• **Task**: Transcribe the whole listing below without changing a word, but leave out every image.

[start of Given material]

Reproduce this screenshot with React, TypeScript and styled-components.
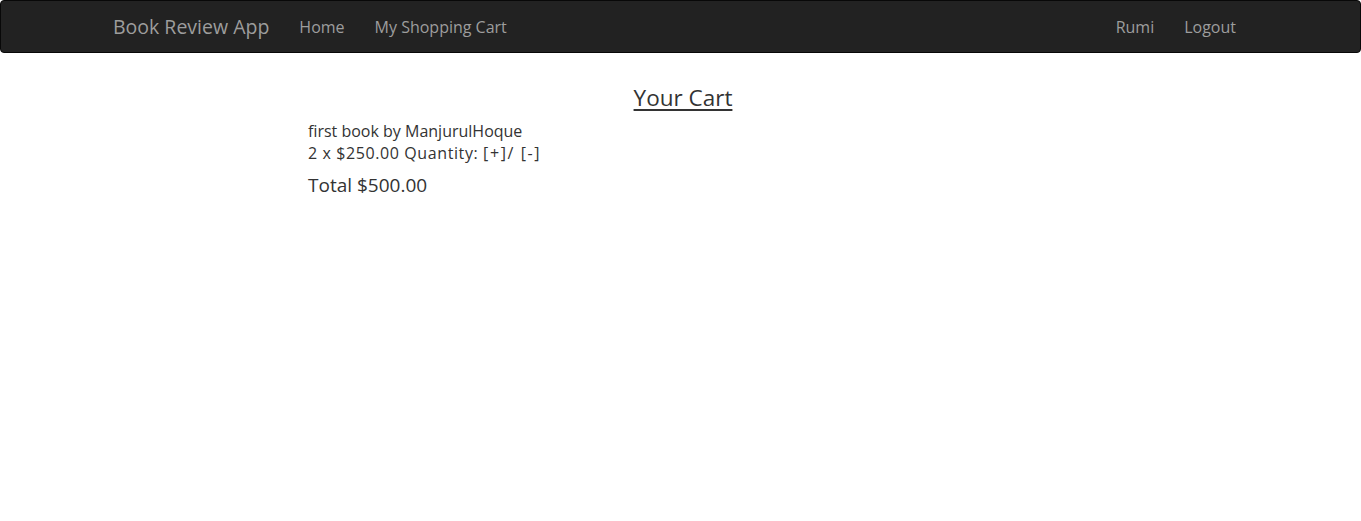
import React from "react";
import styled, { createGlobalStyle } from "styled-components";

const Global = createGlobalStyle`
  html, body { margin: 0; padding: 0; background: #fff; }
  body { font-family: "Open Sans", "Noto Sans", sans-serif; color: #333; }
`;

const Navbar = styled.nav`
  height: 51px;
  background: #222;
  border: 1px solid #080808;
  border-radius: 4px;
  display: flex;
  align-items: center;
  padding: 0 109px 0 97px;
`;

const Brand = styled.a`
  font-size: 19.5px;
  color: #9d9d9d;
  padding: 0 15px;
  text-decoration: none;
`;

const NavList = styled.div<{ $right?: boolean }>`
  display: flex;
  align-items: center;
  margin-left: ${(p) => (p.$right ? "auto" : "0")};
`;

const NavLink = styled.a`
  font-size: 16px;
  color: #9d9d9d;
  padding: 0 15px;
  text-decoration: none;
`;

const Main = styled.main`
  padding: 29px 0 0 308px;
  width: 750px;
`;

const TitleWrap = styled.div`
  width: 750px;
  display: flex;
  justify-content: center;
`;

const Title = styled.h2`
  margin: 0 0 7px;
  font-size: 22.5px;
  font-weight: 400;
  text-decoration: underline;
  text-underline-offset: 3px;
  color: #333;
`;

const Line = styled.div<{ $wide?: boolean }>`
  font-size: 16px;
  line-height: 22px;
  letter-spacing: ${(p) => (p.$wide ? "0.6px" : "0")};
`;

const Controls = styled.span`
  letter-spacing: 1.6px;
`;

const Total = styled.div`
  font-size: 19px;
  margin-top: 8px;
`;

export default function App() {
  return (
    <>
      <Global />
      <Navbar>
        <Brand>Book Review App</Brand>
        <NavList>
          <NavLink>Home</NavLink>
          <NavLink>My Shopping Cart</NavLink>
        </NavList>
        <NavList $right>
          <NavLink>Rumi</NavLink>
          <NavLink>Logout</NavLink>
        </NavList>
      </Navbar>
      <Main>
        <TitleWrap>
          <Title>Your Cart</Title>
        </TitleWrap>
        <Line>first book by ManjurulHoque</Line>
        <Line $wide>
          2 x $250.00 Quantity: <Controls>[+]/ [-]</Controls>
        </Line>
        <Total>Total $500.00</Total>
      </Main>
    </>
  );
}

[end of Given material]

• **Response to the task**:
Reproduce this screenshot with React, TypeScript and styled-components.
import React from "react";
import styled, { createGlobalStyle } from "styled-components";

const Global = createGlobalStyle`
  html, body { margin: 0; padding: 0; background: #fff; }
  body { font-family: "Open Sans", "Noto Sans", sans-serif; color: #333; }
`;

const Navbar = styled.nav`
  height: 51px;
  background: #222;
  border: 1px solid #080808;
  border-radius: 4px;
  display: flex;
  align-items: center;
  padding: 0 109px 0 97px;
`;

const Brand = styled.a`
  font-size: 19.5px;
  color: #9d9d9d;
  padding: 0 15px;
  text-decoration: none;
`;

const NavList = styled.div<{ $right?: boolean }>`
  display: flex;
  align-items: center;
  margin-left: ${(p) => (p.$right ? "auto" : "0")};
`;

const NavLink = styled.a`
  font-size: 16px;
  color: #9d9d9d;
  padding: 0 15px;
  text-decoration: none;
`;

const Main = styled.main`
  padding: 29px 0 0 308px;
  width: 750px;
`;

const TitleWrap = styled.div`
  width: 750px;
  display: flex;
  justify-content: center;
`;

const Title = styled.h2`
  margin: 0 0 7px;
  font-size: 22.5px;
  font-weight: 400;
  text-decoration: underline;
  text-underline-offset: 3px;
  color: #333;
`;

const Line = styled.div<{ $wide?: boolean }>`
  font-size: 16px;
  line-height: 22px;
  letter-spacing: ${(p) => (p.$wide ? "0.6px" : "0")};
`;

const Controls = styled.span`
  letter-spacing: 1.6px;
`;

const Total = styled.div`
  font-size: 19px;
  margin-top: 8px;
`;

export default function App() {
  return (
    <>
      <Global />
      <Navbar>
        <Brand>Book Review App</Brand>
        <NavList>
          <NavLink>Home</NavLink>
          <NavLink>My Shopping Cart</NavLink>
        </NavList>
        <NavList $right>
          <NavLink>Rumi</NavLink>
          <NavLink>Logout</NavLink>
        </NavList>
      </Navbar>
      <Main>
        <TitleWrap>
          <Title>Your Cart</Title>
        </TitleWrap>
        <Line>first book by ManjurulHoque</Line>
        <Line $wide>
          2 x $250.00 Quantity: <Controls>[+]/ [-]</Controls>
        </Line>
        <Total>Total $500.00</Total>
      </Main>
    </>
  );
}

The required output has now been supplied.